We asked teachers to submit photos and stories of the activities taking place in their schools to help show support for the citizens of Ukraine.

When the war in Ukraine broke out, I wanted to do a project that would show our support for our Ukrainian community — staff and students. I decided that I would assign all my students to the same task. They were to take the national flower of Ukraine (sunflower) and create a composition using the flower as a starting point. I told them they could use whatever medium they were most comfortable with, and that their individuality in the direction the composition took was really important.

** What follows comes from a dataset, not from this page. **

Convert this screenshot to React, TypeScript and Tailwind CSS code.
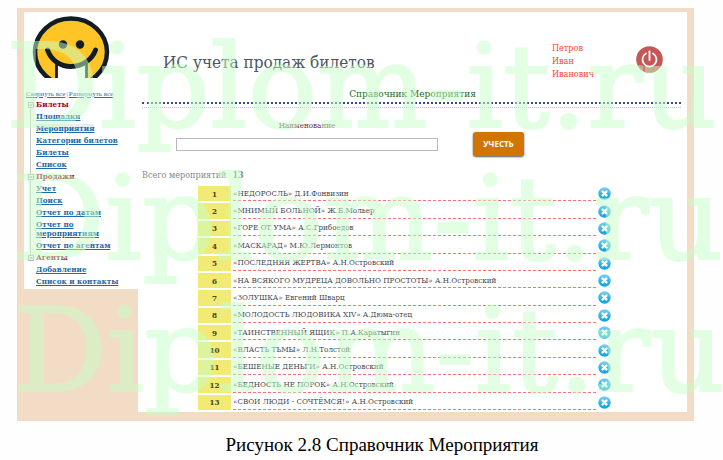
const menu = [
  { title: 'Билеты', items: ['Площадки', 'Мероприятия', 'Категории билетов', 'Билеты', 'Список'] },
  { title: 'Продажи', items: ['Учет', 'Поиск', 'Отчет по датам', 'Отчет по мероприятиям', 'Отчет по агентам'] },
  { title: 'Агенты', items: ['Добавление', 'Список и контакты'] },
];

const events = [
  '«НЕДОРОСЛЬ» Д.И.Фонвизин',
  '«МНИМЫЙ БОЛЬНОЙ» Ж.Б.Мольер',
  '«ГОРЕ ОТ УМА» А.С.Грибоедов',
  '«МАСКАРАД» М.Ю.Лермонтов',
  '«ПОСЛЕДНЯЯ ЖЕРТВА» А.Н.Островский',
  '«НА ВСЯКОГО МУДРЕЦА ДОВОЛЬНО ПРОСТОТЫ» А.Н.Островский',
  '«ЗОЛУШКА» Евгений Шварц',
  '«МОЛОДОСТЬ ЛЮДОВИКА XIV» А.Дюма-отец',
  '«ТАИНСТВЕННЫЙ ЯЩИК» П.А.Каратыгин',
  '«ВЛАСТЬ ТЬМЫ» Л.Н.Толстой',
  '«БЕШЕНЫЕ ДЕНЬГИ» А.Н.Островский',
  '«БЕДНОСТЬ НЕ ПОРОК» А.Н.Островский',
  '«СВОИ ЛЮДИ - СОЧТЁМСЯ!» А.Н.Островский',
];

function Logo() {
  return (
    <svg className="ml-2 h-[62px] w-[78px]" viewBox="0 0 78 62" aria-hidden="true">
      <ellipse cx="39" cy="36" rx="36" ry="33.500" fill="#ffc526" stroke="#111c26" strokeWidth="4.500" />
      <path d="M24.500 47V62H54.500V47Q39 54 24.500 47Z" fill="#fff" />
      <path d="M24.500 46V62M54.500 46V62" stroke="#111c26" strokeWidth="2.800" />
      <path d="M15.500 34C19 44 28 50.500 39 50.500S60 44 63.500 34" fill="none" stroke="#111c26" strokeWidth="5" strokeLinecap="round" />
      <circle cx="31" cy="28.500" r="4.200" fill="#111c26" />
      <circle cx="48" cy="28.500" r="4.200" fill="#111c26" />
    </svg>
  );
}

function PowerIcon() {
  return (
    <svg className="size-[27px]" viewBox="0 0 27 27" aria-hidden="true">
      <circle cx="13.500" cy="13.500" r="13.300" fill="#c55757" />
      <path d="M10 7.500a7 7 0 1 0 7 0" fill="none" stroke="#fff" strokeWidth="1.700" strokeLinecap="round" />
      <path d="M13.500 5.500V14" stroke="#fff" strokeWidth="1.900" strokeLinecap="round" />
    </svg>
  );
}

function DeleteIcon() {
  return (
    <svg className="size-[13px]" viewBox="0 0 13 13" aria-hidden="true">
      <defs>
        <linearGradient id="ball" x1="0" y1="0" x2="0" y2="1">
          <stop offset="0" stopColor="#7fd0f3" />
          <stop offset="0.550" stopColor="#2db2ea" />
          <stop offset="1" stopColor="#0da3e2" />
        </linearGradient>
      </defs>
      <circle cx="6.500" cy="6.500" r="6.200" fill="url(#ball)" />
      <path d="M4.600 4.600L8.400 8.400M8.400 4.600L4.600 8.400" stroke="#fff" strokeWidth="2.400" strokeLinecap="round" />
    </svg>
  );
}

function Sidebar() {
  return (
    <aside className="w-[114px] shrink-0 bg-white pt-1">
      <Logo />
      <div className="mt-2.5 flex h-3 items-center gap-px pl-0.5 font-['Liberation_Serif',serif] text-[7px] whitespace-nowrap text-[#2a71a8]">
        <a href="#collapse" className="underline">Свернуть все</a>
        <span>|</span>
        <a href="#expand" className="underline">Развернуть все</a>
      </div>
      <nav className="relative text-[8px] leading-[9px] font-bold">
        <div className="absolute top-2 bottom-8 left-1.5 border-l border-[#c4c4c4]" />
        {menu.map((group) => (
          <section key={group.title} className="pb-[3px]">
            <h2 className="relative flex items-center gap-0.5 pl-1 text-[#a00028]">
              <svg className="size-[6px] shrink-0" viewBox="0 0 6 6" aria-hidden="true">
                <rect x="0.500" y="0.500" width="5" height="5" fill="#fff" stroke="#b5b5b5" />
                <path d="M1.500 3H4.500" stroke="#888" />
              </svg>
              {group.title}
            </h2>
            <ul>
              {group.items.map((item) => (
                <li key={item} className="mt-[3px] pr-2 pl-3">
                  <a
                    href="#item"
                    className={`block w-fit text-[#2169a8] underline ${item === 'Мероприятия' ? 'bg-[#e8eef0]' : ''}`}
                  >
                    {item}
                  </a>
                </li>
              ))}
            </ul>
          </section>
        ))}
      </nav>
    </aside>
  );
}

function Events() {
  return (
    <div className="mt-[3px] pr-[73px] pl-[58px]">
      <table className="h-[228px] w-full border-separate border-spacing-[2px] text-[8px] leading-[12px]">
        <tbody>
          {events.map((name, i) => (
            <tr key={name}>
              <th scope="row" className="w-[33px] bg-[#f1ea74] p-0 text-center font-bold text-[#4a431c]">
                {i + 1}
              </th>
              <td className="border-b border-dashed border-[#ff7070] p-0 pt-px whitespace-nowrap text-[#3f4a52]">{name}</td>
              <td className="w-[14px] p-0">
                <button type="button" aria-label={`Удалить ${name}`} className="block">
                  <DeleteIcon />
                </button>
              </td>
            </tr>
          ))}
        </tbody>
      </table>
    </div>
  );
}

export default function App() {
  return (
    <div className="relative overflow-hidden bg-[#fefefe] pt-2 pb-1 font-['DejaVu_Serif_Condensed','DejaVu_Serif',serif]">
      <div className="mr-[29px] ml-[17px] flex items-start bg-[#f2dcc5] px-[7px] pt-1 pb-[9px]">
        <Sidebar />
        <main className="min-w-0 flex-1 bg-white">
          <header className="flex h-[76px] items-start pt-[30px] pr-6 pl-[25px]">
            <h1 className="mt-2 text-[17px] leading-6 whitespace-nowrap text-[#4a5660]">ИС учета продаж билетов</h1>
            <div className="ml-auto w-[84px] text-[9px] leading-[13px] text-[#f8442f]">
              Петров
              <br />
              Иван
              <br />
              Иванович
            </div>
            <button type="button" aria-label="Выход" className="mt-1">
              <PowerIcon />
            </button>
          </header>
          <h2 className="h-[14px] text-center text-[10px] leading-3 text-[#176b25]">Справочник Мероприятия</h2>
          <div className="mr-[6px] ml-1 h-[6px] border-t-2 border-b border-dotted border-t-[#3446a0] border-b-[#a5ccd6]" />
          <form className="flex items-start pt-3 pl-[38px]" onSubmit={(e) => e.preventDefault()}>
            <div className="flex w-[262px] flex-col gap-1.5">
              <label htmlFor="name" className="text-center text-[8px] leading-3 text-[#722a3c]">
                Наименование
              </label>
              <input id="name" className="h-[13px] w-full border border-[#b9b9b9] bg-white px-1 text-[9px] outline-none" />
            </div>
            <button
              type="submit"
              className="mt-3 ml-[35px] h-6 w-[51px] rounded-[3px] bg-[#d17500] font-['Open_Sans',sans-serif] text-[8px] font-bold text-white shadow-[0_1px_2px_#555]"
            >
              УЧЕСТЬ
            </button>
          </form>
          <p className="mt-[13px] ml-1 flex gap-1.5 text-[9px] leading-3 text-[#868686]">
            <span>Всего мероприятий</span>
            <b>{events.length}</b>
          </p>
          <Events />
        </main>
      </div>
      <p className="mt-3 pl-[41px] text-center font-['Liberation_Serif',serif] text-[19px] leading-6 text-black">
        Рисунок 2.8 Справочник Мероприятия
      </p>
      <div
        aria-hidden="true"
        className="pointer-events-none absolute inset-0 overflow-hidden pt-[21px] pl-1.5 font-['DejaVu_Serif',serif] text-[116px] leading-[132px] whitespace-nowrap text-[#c8ffc8] opacity-50 [-webkit-text-stroke:2px_#c8ffc8]"
      >
        <div>Diplom-it.ru</div>
        <div className="pl-1.5">Diplom-it.ru</div>
        <div className="pl-2">Diplom-it.ru</div>
      </div>
    </div>
  );
}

We discussed how art can create a sense of hope in the people who view the pieces. We discussed how even though we are all different, we can all be united in our hope for a better, more peaceful world. One of my students still has family in Ukraine, so this hit really close to home for her, and she was so appreciative that we were acknowledging her culture in this way. We live in a small rural area, but I think that this display has had a very BIG impact. 

Katrina Zack

 

My Grade 1 music students explored Mussorgsky’s “The Great Gate of Kiev” and created a movement piece with scarves and ribbons to the music.

Grace Gadon

My grade 3 class brainstormed things we could do to raise money for Ukraine. They made posters, wrote an announcement and made a banner. We had a book sale with books donated by families in our school, had a bottle drive and a bucket donation drive. We went class to class collecting cash donations, in a bucket marked with lines, with prizes like Show & Tell Day, Glow Stick Dance Party, PJ/Stuffie day and iPad party. The classes whose donations reached the line earned that prize.

We made $990 from the bottle drive and $1600 from the book sale and bucket drive, for a total donation of just under $2700 to the Red Cross effort in Ukraine!

My students were so proud of themselves and felt good for doing something for the people in Ukraine. We had been learning about Ukraine in social studies, so what is happening felt more “real” to them.

Sacha Reanne

 

I have Ukrainian heritage, so I decided to share one of my favourite Easter traditions with my grade 2/3 students — making pysanky!